As people get older, they tend to start putting on weight. New work from an international team of researchers can help explain that; the turnover of fatty acids called lipids in the fat tissue slows down. That makes it easier for people to gain weight even if they aren’t consuming more calories or reducing the amount that they exercise. The study, which used data obtained from human volunteers, has been reported in Nature Medicine and is described in the following video.
"The results indicate for the first time that processes in our fat tissue regulate changes in body weight during aging in a way that is independent of other factors," said one of the study authors Peter Arner, a professor at the Department of Medicine in Huddinge at the Karolinska Institutet. "This could open up new ways to treat obesity."
In this work, the researchers assessed fat cells taken over an average of thirteen years from 54 male and female study participants. Over the period the cells were assessed, every subject displayed a reduction in the rate at which fat was removed from their fat tissue and stored - slower lipid turnover. This happened whether the participants gained weight or lost it over that time. If a study subject did not eat less to compensate for the reduction in lipid turnover, they gained an average of twenty percent of their weight.

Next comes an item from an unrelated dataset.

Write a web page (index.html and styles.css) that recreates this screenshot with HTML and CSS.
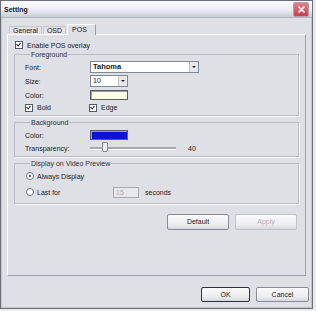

The scientists also assessed fat cells from 41 women that had undergone bariatric surgery, focusing on the period four to seven years after their surgeries. Only women that had a low lipid turnover rate prior to surgery were able to increase the turnover and maintain the loss of weight. People that had a high turnover rate before surgery had less room to increase it, suggested the researchers, and were less likely to maintain their weight loss.
Previous work has suggested that lipid turnover rates can be raised by exercising more. This work supports that finding and indicates that weight loss surgery recipients could improve their long-term results by being more active.
"Obesity and obesity-related diseases have become a global problem," said study author Kirsty Spalding, a senior researcher at the Department of Cell and Molecular Biology at the Karolinska Institutet. "Understanding lipid dynamics and what regulates the size of the fat mass in humans has never been more relevant."